■ **SOURCE MATERIAL**:
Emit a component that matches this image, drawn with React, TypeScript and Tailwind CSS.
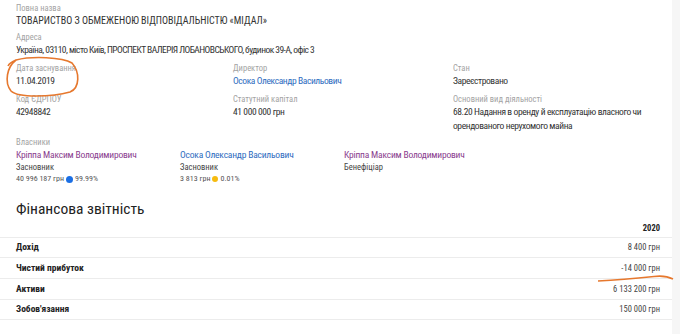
import React from "react";

const font = { fontFamily: 'Roboto, "Noto Sans", sans-serif' };

function Field({ label, children, className = "", valueClass = "tracking-[-0.4px]" }: { label: string; children: React.ReactNode; className?: string; valueClass?: string }) {
  return (
    <div className={className}>
      <div className="text-[8.5px] leading-[12px] text-[#a3a3a3]">{label}</div>
      <div className={`text-[9.5px] leading-[14px] text-[#333] ${valueClass}`}>{children}</div>
    </div>
  );
}

export default function App() {
  const rows: [string, string, string][] = [
    ["Дохід", "8 400 грн", "h-[20px]"],
    ["Чистий прибуток", "-14 000 грн", "h-[21px]"],
    ["Активи", "6 133 200 грн", "h-[21px]"],
    ["Зобов'язання", "150 000 грн", "h-[20px]"],
  ];
  return (
    <div className="relative w-[680px] h-[334px] overflow-hidden bg-[#f6f6f6] flex [font-stretch:condensed]" style={font}>
      <div className="w-[672px] bg-white pl-[16px] pr-[12px] pt-[2px]">
        <div>
          <div className="text-[8.5px] leading-[12px] text-[#a3a3a3]">Повна назва</div>
          <div className="text-[10px] leading-[14px] text-[#333]">ТОВАРИСТВО З ОБМЕЖЕНОЮ ВІДПОВІДАЛЬНІСТЮ «МІДАЛ»</div>
        </div>
        <Field label="Адреса" className="mt-[3px]" valueClass="tracking-[-0.55px]">
          Україна, 03110, місто Київ, ПРОСПЕКТ ВАЛЕРІЯ ЛОБАНОВСЬКОГО, будинок 39-А, офіс 3
        </Field>
        <div className="grid grid-cols-[217px_220px_1fr] mt-[5px] gap-y-[5px]">
          <Field label="Дата заснування">11.04.2019</Field>
          <Field label="Директор"><span className="text-[#2e6cc0]">Осока Олександр Васильович</span></Field>
          <Field label="Стан">Зареєстровано</Field>
          <Field label="Код ЄДРПОУ">42948842</Field>
          <Field label="Статутний капітал">41 000 000 грн</Field>
          <Field label="Основний вид діяльності">
            68.20 Надання в оренду й експлуатацію власного чи орендованого нерухомого майна
          </Field>
        </div>
        <div className="mt-[3px] text-[8.5px] leading-[12px] text-[#a3a3a3]">Власники</div>
        <div className="grid grid-cols-[164px_164px_1fr]">
          <div>
            <div className="text-[9.5px] leading-[13px] tracking-[-0.2px] text-[#8a3d8e]">Кріппа Максим Володимирович</div>
            <div className="text-[8.5px] leading-[12px] text-[#444]">Засновник</div>
            <div className="text-[8px] leading-[12px] text-[#555] flex items-center gap-[2px]">
              <span>40 996 187 грн</span>
              <span className="inline-block w-[7px] h-[7px] rounded-full bg-[#1b6fe4]" />
              <span>99.99%</span>
            </div>
          </div>
          <div>
            <div className="text-[9.5px] leading-[13px] tracking-[-0.2px] text-[#2e6cc0]">Осока Олександр Васильович</div>
            <div className="text-[8.5px] leading-[12px] text-[#444]">Засновник</div>
            <div className="text-[8px] leading-[12px] text-[#555] flex items-center gap-[2px]">
              <span>3 813 грн</span>
              <span className="inline-block w-[6px] h-[6px] rounded-full bg-[#f6bb10]" />
              <span>0.01%</span>
            </div>
          </div>
          <div>
            <div className="text-[9.5px] leading-[13px] tracking-[-0.2px] text-[#8a3d8e]">Кріппа Максим Володимирович</div>
            <div className="text-[8.5px] leading-[12px] text-[#444]">Бенефіціар</div>
          </div>
        </div>
        <div className="mt-[13px] text-[15.5px] leading-[22px] text-[#222]">Фінансова звітність</div>
        <div className="-ml-[16px] -mr-[12px]">
          <div className="flex justify-end items-center h-[18px] pr-[12px] border-b border-[#ececec] text-[8.5px] font-bold text-[#222]">2020</div>
          {rows.map(([l, v, h]) => (
            <div key={l} className={`flex justify-between items-center ${h} pl-[16px] pr-[12px] border-b border-[#ececec]`}>
              <span className="text-[9.5px] font-bold text-[#222]">{l}</span>
              <span className="text-[8.5px] text-[#444]">{v}</span>
            </div>
          ))}
        </div>
      </div>
      <svg className="absolute left-0 top-0 pointer-events-none" width="680" height="334">
        <path d="M16 60 C 7 67, 4 82, 11 91 C 18 98, 52 97, 70 92 C 80 88, 80 72, 72 63 C 62 57, 32 56, 16 60 C 11 62, 9 64, 8 66" fill="none" stroke="#e6782e" strokeWidth="1.6" />
        <path d="M598 281 C 620 280, 640 278, 654 276.5 C 662 275.5, 668 276.5, 673 279" fill="none" stroke="#e6782e" strokeWidth="1.6" />
      </svg>
    </div>
  );
}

■ **TO DO**:
Drop the images and repeat the data exactly.

■ **ANSWER BELOW**:
Emit a component that matches this image, drawn with React, TypeScript and Tailwind CSS.
import React from "react";

const font = { fontFamily: 'Roboto, "Noto Sans", sans-serif' };

function Field({ label, children, className = "", valueClass = "tracking-[-0.4px]" }: { label: string; children: React.ReactNode; className?: string; valueClass?: string }) {
  return (
    <div className={className}>
      <div className="text-[8.5px] leading-[12px] text-[#a3a3a3]">{label}</div>
      <div className={`text-[9.5px] leading-[14px] text-[#333] ${valueClass}`}>{children}</div>
    </div>
  );
}

export default function App() {
  const rows: [string, string, string][] = [
    ["Дохід", "8 400 грн", "h-[20px]"],
    ["Чистий прибуток", "-14 000 грн", "h-[21px]"],
    ["Активи", "6 133 200 грн", "h-[21px]"],
    ["Зобов'язання", "150 000 грн", "h-[20px]"],
  ];
  return (
    <div className="relative w-[680px] h-[334px] overflow-hidden bg-[#f6f6f6] flex [font-stretch:condensed]" style={font}>
      <div className="w-[672px] bg-white pl-[16px] pr-[12px] pt-[2px]">
        <div>
          <div className="text-[8.5px] leading-[12px] text-[#a3a3a3]">Повна назва</div>
          <div className="text-[10px] leading-[14px] text-[#333]">ТОВАРИСТВО З ОБМЕЖЕНОЮ ВІДПОВІДАЛЬНІСТЮ «МІДАЛ»</div>
        </div>
        <Field label="Адреса" className="mt-[3px]" valueClass="tracking-[-0.55px]">
          Україна, 03110, місто Київ, ПРОСПЕКТ ВАЛЕРІЯ ЛОБАНОВСЬКОГО, будинок 39-А, офіс 3
        </Field>
        <div className="grid grid-cols-[217px_220px_1fr] mt-[5px] gap-y-[5px]">
          <Field label="Дата заснування">11.04.2019</Field>
          <Field label="Директор"><span className="text-[#2e6cc0]">Осока Олександр Васильович</span></Field>
          <Field label="Стан">Зареєстровано</Field>
          <Field label="Код ЄДРПОУ">42948842</Field>
          <Field label="Статутний капітал">41 000 000 грн</Field>
          <Field label="Основний вид діяльності">
            68.20 Надання в оренду й експлуатацію власного чи орендованого нерухомого майна
          </Field>
        </div>
        <div className="mt-[3px] text-[8.5px] leading-[12px] text-[#a3a3a3]">Власники</div>
        <div className="grid grid-cols-[164px_164px_1fr]">
          <div>
            <div className="text-[9.5px] leading-[13px] tracking-[-0.2px] text-[#8a3d8e]">Кріппа Максим Володимирович</div>
            <div className="text-[8.5px] leading-[12px] text-[#444]">Засновник</div>
            <div className="text-[8px] leading-[12px] text-[#555] flex items-center gap-[2px]">
              <span>40 996 187 грн</span>
              <span className="inline-block w-[7px] h-[7px] rounded-full bg-[#1b6fe4]" />
              <span>99.99%</span>
            </div>
          </div>
          <div>
            <div className="text-[9.5px] leading-[13px] tracking-[-0.2px] text-[#2e6cc0]">Осока Олександр Васильович</div>
            <div className="text-[8.5px] leading-[12px] text-[#444]">Засновник</div>
            <div className="text-[8px] leading-[12px] text-[#555] flex items-center gap-[2px]">
              <span>3 813 грн</span>
              <span className="inline-block w-[6px] h-[6px] rounded-full bg-[#f6bb10]" />
              <span>0.01%</span>
            </div>
          </div>
          <div>
            <div className="text-[9.5px] leading-[13px] tracking-[-0.2px] text-[#8a3d8e]">Кріппа Максим Володимирович</div>
            <div className="text-[8.5px] leading-[12px] text-[#444]">Бенефіціар</div>
          </div>
        </div>
        <div className="mt-[13px] text-[15.5px] leading-[22px] text-[#222]">Фінансова звітність</div>
        <div className="-ml-[16px] -mr-[12px]">
          <div className="flex justify-end items-center h-[18px] pr-[12px] border-b border-[#ececec] text-[8.5px] font-bold text-[#222]">2020</div>
          {rows.map(([l, v, h]) => (
            <div key={l} className={`flex justify-between items-center ${h} pl-[16px] pr-[12px] border-b border-[#ececec]`}>
              <span className="text-[9.5px] font-bold text-[#222]">{l}</span>
              <span className="text-[8.5px] text-[#444]">{v}</span>
            </div>
          ))}
        </div>
      </div>
      <svg className="absolute left-0 top-0 pointer-events-none" width="680" height="334">
        <path d="M16 60 C 7 67, 4 82, 11 91 C 18 98, 52 97, 70 92 C 80 88, 80 72, 72 63 C 62 57, 32 56, 16 60 C 11 62, 9 64, 8 66" fill="none" stroke="#e6782e" strokeWidth="1.6" />
        <path d="M598 281 C 620 280, 640 278, 654 276.5 C 662 275.5, 668 276.5, 673 279" fill="none" stroke="#e6782e" strokeWidth="1.6" />
      </svg>
    </div>
  );
}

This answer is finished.